Start of SOURCE DATA

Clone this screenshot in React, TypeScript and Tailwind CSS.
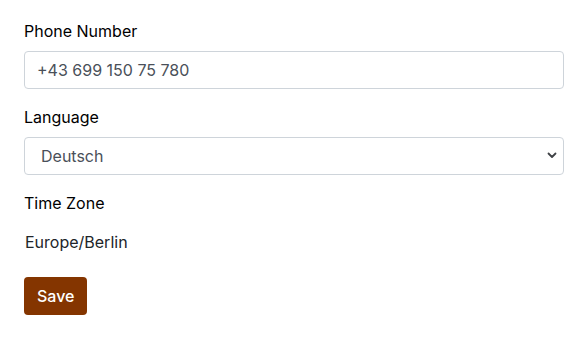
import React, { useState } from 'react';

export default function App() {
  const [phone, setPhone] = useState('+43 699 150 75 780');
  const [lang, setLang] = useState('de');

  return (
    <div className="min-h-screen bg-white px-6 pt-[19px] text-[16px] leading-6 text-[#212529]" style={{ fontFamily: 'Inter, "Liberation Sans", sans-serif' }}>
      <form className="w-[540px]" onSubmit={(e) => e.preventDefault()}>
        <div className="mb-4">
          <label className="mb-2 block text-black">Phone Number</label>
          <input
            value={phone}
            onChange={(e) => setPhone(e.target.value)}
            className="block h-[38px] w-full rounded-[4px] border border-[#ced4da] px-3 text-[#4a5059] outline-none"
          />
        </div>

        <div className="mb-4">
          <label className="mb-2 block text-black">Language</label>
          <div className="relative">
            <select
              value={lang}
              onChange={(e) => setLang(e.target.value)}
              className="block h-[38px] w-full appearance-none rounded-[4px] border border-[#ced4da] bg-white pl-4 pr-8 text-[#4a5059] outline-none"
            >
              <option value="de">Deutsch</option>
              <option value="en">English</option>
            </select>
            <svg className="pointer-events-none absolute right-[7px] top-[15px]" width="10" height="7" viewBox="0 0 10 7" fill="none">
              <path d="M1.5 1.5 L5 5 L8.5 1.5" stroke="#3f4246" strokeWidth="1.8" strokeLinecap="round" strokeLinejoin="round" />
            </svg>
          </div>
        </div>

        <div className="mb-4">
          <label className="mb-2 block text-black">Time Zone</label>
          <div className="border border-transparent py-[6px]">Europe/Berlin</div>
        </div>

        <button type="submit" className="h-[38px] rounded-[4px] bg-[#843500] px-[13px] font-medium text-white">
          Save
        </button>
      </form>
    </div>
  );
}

End of SOURCE DATA

### TASK
Without the pictures, transcribe the listing above exactly.

### TASK RESULT
Clone this screenshot in React, TypeScript and Tailwind CSS.
import React, { useState } from 'react';

export default function App() {
  const [phone, setPhone] = useState('+43 699 150 75 780');
  const [lang, setLang] = useState('de');

  return (
    <div className="min-h-screen bg-white px-6 pt-[19px] text-[16px] leading-6 text-[#212529]" style={{ fontFamily: 'Inter, "Liberation Sans", sans-serif' }}>
      <form className="w-[540px]" onSubmit={(e) => e.preventDefault()}>
        <div className="mb-4">
          <label className="mb-2 block text-black">Phone Number</label>
          <input
            value={phone}
            onChange={(e) => setPhone(e.target.value)}
            className="block h-[38px] w-full rounded-[4px] border border-[#ced4da] px-3 text-[#4a5059] outline-none"
          />
        </div>

        <div className="mb-4">
          <label className="mb-2 block text-black">Language</label>
          <div className="relative">
            <select
              value={lang}
              onChange={(e) => setLang(e.target.value)}
              className="block h-[38px] w-full appearance-none rounded-[4px] border border-[#ced4da] bg-white pl-4 pr-8 text-[#4a5059] outline-none"
            >
              <option value="de">Deutsch</option>
              <option value="en">English</option>
            </select>
            <svg className="pointer-events-none absolute right-[7px] top-[15px]" width="10" height="7" viewBox="0 0 10 7" fill="none">
              <path d="M1.5 1.5 L5 5 L8.5 1.5" stroke="#3f4246" strokeWidth="1.8" strokeLinecap="round" strokeLinejoin="round" />
            </svg>
          </div>
        </div>

        <div className="mb-4">
          <label className="mb-2 block text-black">Time Zone</label>
          <div className="border border-transparent py-[6px]">Europe/Berlin</div>
        </div>

        <button type="submit" className="h-[38px] rounded-[4px] bg-[#843500] px-[13px] font-medium text-white">
          Save
        </button>
      </form>
    </div>
  );
}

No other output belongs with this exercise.